Quote the whole listing word for word. Do not include the pictures.
________________________________________
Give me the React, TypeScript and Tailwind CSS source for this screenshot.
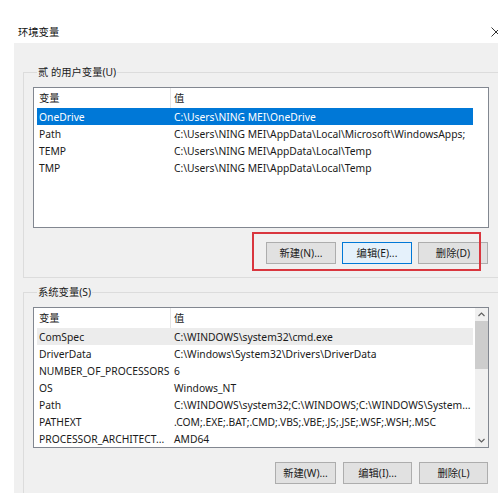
const userVars = [
  { name: "OneDrive", value: "C:\\Users\\NING MEI\\OneDrive" },
  { name: "Path", value: "C:\\Users\\NING MEI\\AppData\\Local\\Microsoft\\WindowsApps;" },
  { name: "TEMP", value: "C:\\Users\\NING MEI\\AppData\\Local\\Temp" },
  { name: "TMP", value: "C:\\Users\\NING MEI\\AppData\\Local\\Temp" },
];

const systemVars = [
  { name: "ComSpec", value: "C:\\WINDOWS\\system32\\cmd.exe" },
  { name: "DriverData", value: "C:\\Windows\\System32\\Drivers\\DriverData" },
  { name: "NUMBER_OF_PROCESSORS", value: "6" },
  { name: "OS", value: "Windows_NT" },
  { name: "Path", value: "C:\\WINDOWS\\system32;C:\\WINDOWS;C:\\WINDOWS\\System..." },
  { name: "PATHEXT", value: ".COM;.EXE;.BAT;.CMD;.VBS;.VBE;.JS;.JSE;.WSF;.WSH;.MSC" },
  { name: "PROCESSOR_ARCHITECT...", value: "AMD64" },
];

type Row = { name: string; value: string };

function VarList({ rows, selected, hovered, scroll }: { rows: Row[]; selected?: number; hovered?: number; scroll?: boolean }) {
  return (
    <div className="flex h-[141px] w-[456px] border border-[#828790] bg-white">
      <div className="flex w-[439px] shrink-0 flex-col overflow-hidden pl-[3px]">
        <div className="flex h-[20px] shrink-0 items-center">
          <div className="h-full w-[134px] shrink-0 border-r border-[#e5e5e5] pl-[2px] leading-[20px]">变量</div>
          <div className="pl-[3px]">值</div>
        </div>
        {rows.map((r, i) => (
          <div
            key={i}
            className={
              "flex h-[17px] shrink-0 items-center whitespace-nowrap " +
              (i === selected ? "bg-[#0078d7] text-white" : i === hovered ? "bg-[#ececec]" : "")
            }
          >
            <div className="w-[134px] shrink-0 overflow-hidden pl-[2px]">{r.name}</div>
            <div className="shrink-0 pl-[3px]">{r.value}</div>
          </div>
        ))}
      </div>
      {scroll && (
        <div className="ml-auto flex w-[13px] flex-col items-center bg-[#f0f0f0]">
          <svg width="9" height="13" viewBox="0 0 9 13" className="shrink-0">
            <path d="M1.5 8 L4.5 5 L7.5 8" fill="none" stroke="#606060" strokeWidth="1.2" />
          </svg>
          <div className="h-[48px] w-full bg-[#cdcdcd]" />
          <div className="flex-1" />
          <svg width="9" height="13" viewBox="0 0 9 13" className="shrink-0">
            <path d="M1.5 5 L4.5 8 L7.5 5" fill="none" stroke="#606060" strokeWidth="1.2" />
          </svg>
        </div>
      )}
    </div>
  );
}

function Btn({ label, focus, w = "w-[70px]" }: { label: string; focus?: boolean; w?: string }) {
  return (
    <div
      className={
        "flex h-[22px] items-center justify-center border " +
        w +
        (focus ? " border-[#0078d7] bg-[#e5f1fb]" : " border-[#adadad] bg-[#e1e1e1]")
      }
    >
      {label}
    </div>
  );
}

export default function App() {
  return (
    <div
      className="relative flex h-[493px] w-[498px] flex-col overflow-hidden bg-white text-[10.3px] leading-[16px] text-[#1a1a1a]"
      style={{ fontFamily: "'Noto Sans', 'Noto Sans CJK SC', sans-serif" }}
    >
      <div className="relative h-[43px] shrink-0 pl-[18px] pt-[24px] text-[#111]">
        环境变量
        <svg className="absolute left-[491px] top-[27px]" width="10" height="10" viewBox="0 0 10 10">
          <path d="M0.5 0.5 L9.5 9.5 M9.5 0.5 L0.5 9.5" stroke="#333" strokeWidth="1" />
        </svg>
      </div>

      <div className="ml-[14px] flex flex-1 flex-col bg-[#f0f0f0] pl-[9px] pt-[21px]">
        <fieldset className="w-[482px] shrink-0 border border-[#dcdcdc] pb-[13px] pl-[9px] pt-[7px]">
          <legend className="ml-[4px] px-[1px]">贰 的用户变量(U)</legend>
          <VarList rows={userVars} selected={0} />
          <div className="mt-[14px] flex w-[456px] justify-end gap-[6px] pr-[1px]">
            <Btn label="新建(N)..." />
            <Btn label="编辑(E)..." focus />
            <Btn label="删除(D)" />
          </div>
        </fieldset>

        <fieldset className="mt-[6px] w-[482px] shrink-0 border border-[#dcdcdc] pb-[20px] pl-[9px] pt-[7px]">
          <legend className="ml-[4px] px-[1px]">系统变量(S)</legend>
          <VarList rows={systemVars} hovered={0} scroll />
          <div className="mt-[14px] flex w-[456px] justify-end gap-[7px] pr-[1px]">
            <Btn label="新建(W)..." w="w-[61px]" />
            <Btn label="编辑(I)..." w="w-[69px]" />
            <Btn label="删除(L)" w="w-[69px]" />
          </div>
        </fieldset>
      </div>

      <div className="absolute left-[252px] top-[232px] h-[39px] w-[229px] border-2 border-[#d9363e]" />
    </div>
  );
}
________________________________________
▸ Response:
Give me the React, TypeScript and Tailwind CSS source for this screenshot.
const userVars = [
  { name: "OneDrive", value: "C:\\Users\\NING MEI\\OneDrive" },
  { name: "Path", value: "C:\\Users\\NING MEI\\AppData\\Local\\Microsoft\\WindowsApps;" },
  { name: "TEMP", value: "C:\\Users\\NING MEI\\AppData\\Local\\Temp" },
  { name: "TMP", value: "C:\\Users\\NING MEI\\AppData\\Local\\Temp" },
];

const systemVars = [
  { name: "ComSpec", value: "C:\\WINDOWS\\system32\\cmd.exe" },
  { name: "DriverData", value: "C:\\Windows\\System32\\Drivers\\DriverData" },
  { name: "NUMBER_OF_PROCESSORS", value: "6" },
  { name: "OS", value: "Windows_NT" },
  { name: "Path", value: "C:\\WINDOWS\\system32;C:\\WINDOWS;C:\\WINDOWS\\System..." },
  { name: "PATHEXT", value: ".COM;.EXE;.BAT;.CMD;.VBS;.VBE;.JS;.JSE;.WSF;.WSH;.MSC" },
  { name: "PROCESSOR_ARCHITECT...", value: "AMD64" },
];

type Row = { name: string; value: string };

function VarList({ rows, selected, hovered, scroll }: { rows: Row[]; selected?: number; hovered?: number; scroll?: boolean }) {
  return (
    <div className="flex h-[141px] w-[456px] border border-[#828790] bg-white">
      <div className="flex w-[439px] shrink-0 flex-col overflow-hidden pl-[3px]">
        <div className="flex h-[20px] shrink-0 items-center">
          <div className="h-full w-[134px] shrink-0 border-r border-[#e5e5e5] pl-[2px] leading-[20px]">变量</div>
          <div className="pl-[3px]">值</div>
        </div>
        {rows.map((r, i) => (
          <div
            key={i}
            className={
              "flex h-[17px] shrink-0 items-center whitespace-nowrap " +
              (i === selected ? "bg-[#0078d7] text-white" : i === hovered ? "bg-[#ececec]" : "")
            }
          >
            <div className="w-[134px] shrink-0 overflow-hidden pl-[2px]">{r.name}</div>
            <div className="shrink-0 pl-[3px]">{r.value}</div>
          </div>
        ))}
      </div>
      {scroll && (
        <div className="ml-auto flex w-[13px] flex-col items-center bg-[#f0f0f0]">
          <svg width="9" height="13" viewBox="0 0 9 13" className="shrink-0">
            <path d="M1.5 8 L4.5 5 L7.5 8" fill="none" stroke="#606060" strokeWidth="1.2" />
          </svg>
          <div className="h-[48px] w-full bg-[#cdcdcd]" />
          <div className="flex-1" />
          <svg width="9" height="13" viewBox="0 0 9 13" className="shrink-0">
            <path d="M1.5 5 L4.5 8 L7.5 5" fill="none" stroke="#606060" strokeWidth="1.2" />
          </svg>
        </div>
      )}
    </div>
  );
}

function Btn({ label, focus, w = "w-[70px]" }: { label: string; focus?: boolean; w?: string }) {
  return (
    <div
      className={
        "flex h-[22px] items-center justify-center border " +
        w +
        (focus ? " border-[#0078d7] bg-[#e5f1fb]" : " border-[#adadad] bg-[#e1e1e1]")
      }
    >
      {label}
    </div>
  );
}

export default function App() {
  return (
    <div
      className="relative flex h-[493px] w-[498px] flex-col overflow-hidden bg-white text-[10.3px] leading-[16px] text-[#1a1a1a]"
      style={{ fontFamily: "'Noto Sans', 'Noto Sans CJK SC', sans-serif" }}
    >
      <div className="relative h-[43px] shrink-0 pl-[18px] pt-[24px] text-[#111]">
        环境变量
        <svg className="absolute left-[491px] top-[27px]" width="10" height="10" viewBox="0 0 10 10">
          <path d="M0.5 0.5 L9.5 9.5 M9.5 0.5 L0.5 9.5" stroke="#333" strokeWidth="1" />
        </svg>
      </div>

      <div className="ml-[14px] flex flex-1 flex-col bg-[#f0f0f0] pl-[9px] pt-[21px]">
        <fieldset className="w-[482px] shrink-0 border border-[#dcdcdc] pb-[13px] pl-[9px] pt-[7px]">
          <legend className="ml-[4px] px-[1px]">贰 的用户变量(U)</legend>
          <VarList rows={userVars} selected={0} />
          <div className="mt-[14px] flex w-[456px] justify-end gap-[6px] pr-[1px]">
            <Btn label="新建(N)..." />
            <Btn label="编辑(E)..." focus />
            <Btn label="删除(D)" />
          </div>
        </fieldset>

        <fieldset className="mt-[6px] w-[482px] shrink-0 border border-[#dcdcdc] pb-[20px] pl-[9px] pt-[7px]">
          <legend className="ml-[4px] px-[1px]">系统变量(S)</legend>
          <VarList rows={systemVars} hovered={0} scroll />
          <div className="mt-[14px] flex w-[456px] justify-end gap-[7px] pr-[1px]">
            <Btn label="新建(W)..." w="w-[61px]" />
            <Btn label="编辑(I)..." w="w-[69px]" />
            <Btn label="删除(L)" w="w-[69px]" />
          </div>
        </fieldset>
      </div>

      <div className="absolute left-[252px] top-[232px] h-[39px] w-[229px] border-2 border-[#d9363e]" />
    </div>
  );
}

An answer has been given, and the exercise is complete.